## start Available data
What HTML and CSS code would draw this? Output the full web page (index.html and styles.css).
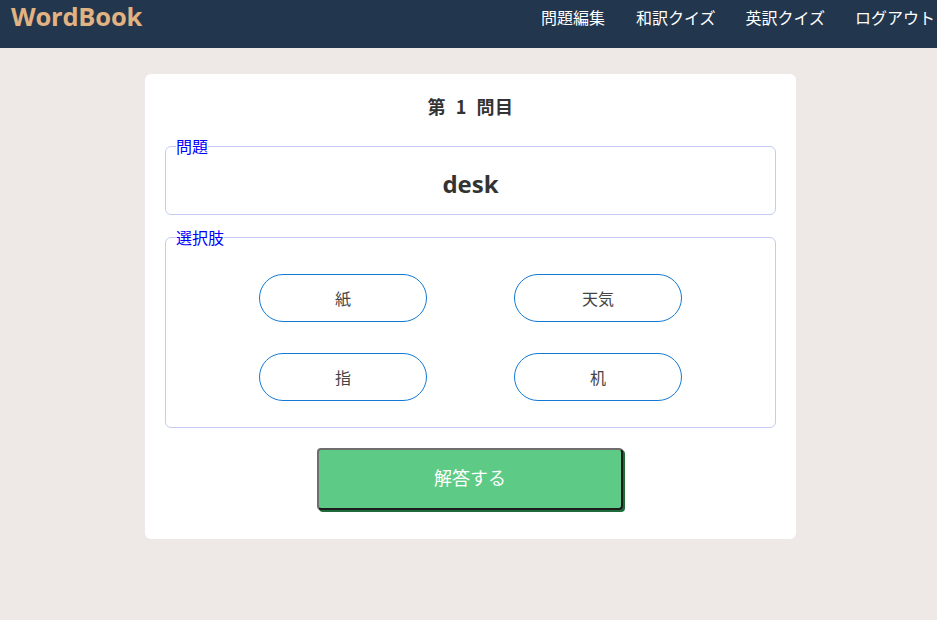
FILE: index.html
```html
<!DOCTYPE html>
<html lang="ja">
<head>
<meta charset="utf-8">
<title>WordBook</title>
<link rel="stylesheet" href="styles.css">
</head>
<body>
<header class="header">
  <div class="logo">WordBook</div>
  <nav class="nav">
    <a class="nav-item">問題編集</a>
    <a class="nav-item">和訳クイズ</a>
    <a class="nav-item">英訳クイズ</a>
    <a class="nav-item">ログアウト</a>
  </nav>
</header>
<main class="main">
  <section class="card">
    <h2 class="title">第 1 問目</h2>
    <fieldset class="box question-box">
      <legend class="legend">問題</legend>
      <div class="word">desk</div>
    </fieldset>
    <fieldset class="box choices-box">
      <legend class="legend">選択肢</legend>
      <div class="choices">
        <button class="choice">紙</button>
        <button class="choice">天気</button>
        <button class="choice">指</button>
        <button class="choice">机</button>
      </div>
    </fieldset>
    <div class="submit-row">
      <button class="submit">解答する</button>
    </div>
  </section>
</main>
</body>
</html>
```
FILE: styles.css
```css
* { box-sizing: border-box; }
html, body { margin: 0; padding: 0; }
body {
  background: #eee8e7;
  font-family: "Noto Sans CJK JP", "Noto Sans", sans-serif;
  color: #333;
  width: 937px;
  height: 620px;
  overflow: hidden;
}
.header {
  height: 48px;
  background: #22364d;
  display: flex;
  justify-content: space-between;
  align-items: flex-start;
  padding-left: 11px;
}
.logo {
  font-family: "Open Sans", "DejaVu Sans", sans-serif;
  font-weight: 700;
  font-size: 25.5px;
  line-height: 33px;
  color: #e2b382;
  letter-spacing: -0.2px;
}
.nav {
  display: flex;
  gap: 30px;
  padding-top: 5px;
  margin-right: 2px;
}
.nav-item {
  color: #fff;
  font-size: 16px;
  line-height: 24px;
  white-space: nowrap;
}
.nav-item:first-child { margin-right: 1px; }
.main {
  padding: 26px 0 0 4px;
}
.card {
  width: 651px;
  margin: 0 auto;
  background: #fff;
  border-radius: 6px;
  padding: 18px 20px 29px;
}
.title {
  margin: 0 0 18px;
  text-align: center;
  font-size: 18px;
  line-height: 28px;
  font-weight: 700;
  color: #333;
  word-spacing: 5px;
  letter-spacing: 0.5px;
}
.box {
  margin: 0;
  border: 1px solid #c5cbf4;
  border-radius: 6px;
  padding: 0;
  min-width: 0;
}
.legend {
  color: #0000ff;
  font-size: 16px;
  line-height: 16px;
  padding: 0;
  margin-left: 10px;
}
.question-box {
  height: 77px;
}
.word {
  text-align: center;
  font-family: "Open Sans", "Noto Sans", sans-serif;
  font-weight: 700;
  font-size: 24px;
  line-height: 30px;
  color: #333;
  padding-top: 15px;
}
.choices-box {
  margin-top: 14px;
  height: 199px;
}
.choices {
  display: grid;
  grid-template-columns: 255px 255px;
  justify-content: center;
  row-gap: 31px;
  justify-items: center;
  padding-top: 29px;
}
.choice {
  width: 168px;
  height: 48px;
  border: 1px solid #1479d4;
  border-radius: 24px;
  background: #fff;
  font-family: "Noto Sans CJK JP", sans-serif;
  font-size: 16px;
  color: #444;
  padding: 0;
}
.submit-row {
  display: flex;
  justify-content: center;
  margin-top: 20px;
}
.submit {
  width: 306px;
  height: 62px;
  background: #5dca86;
  border: 2px solid #6e6e6e;
  border-right-color: #1c1c1c;
  border-bottom-color: #1c1c1c;
  border-radius: 4px;
  box-shadow: 2px 2px 0 #1f6b3c;
  color: #fff;
  font-family: "Noto Sans CJK JP", sans-serif;
  font-size: 18px;
  padding: 0 0 5px;
  margin-left: -1px;
}
```
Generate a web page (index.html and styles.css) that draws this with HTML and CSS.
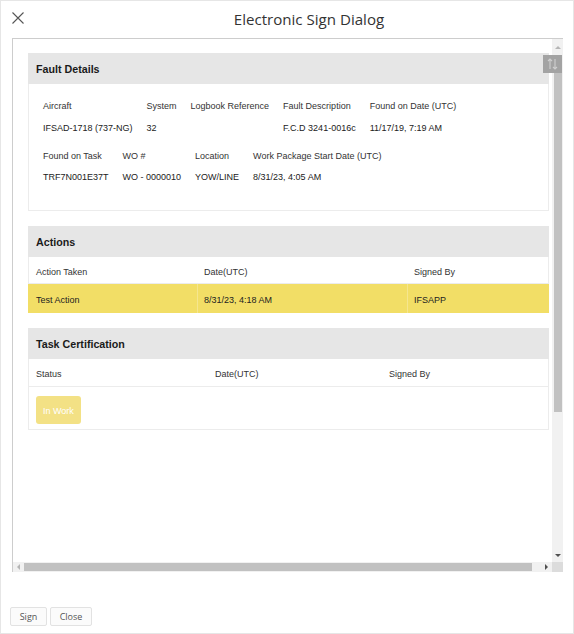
## end Available data
* **Stated task**
State the number of lines that contain the string "this", with no other words.

* **Answer below**
2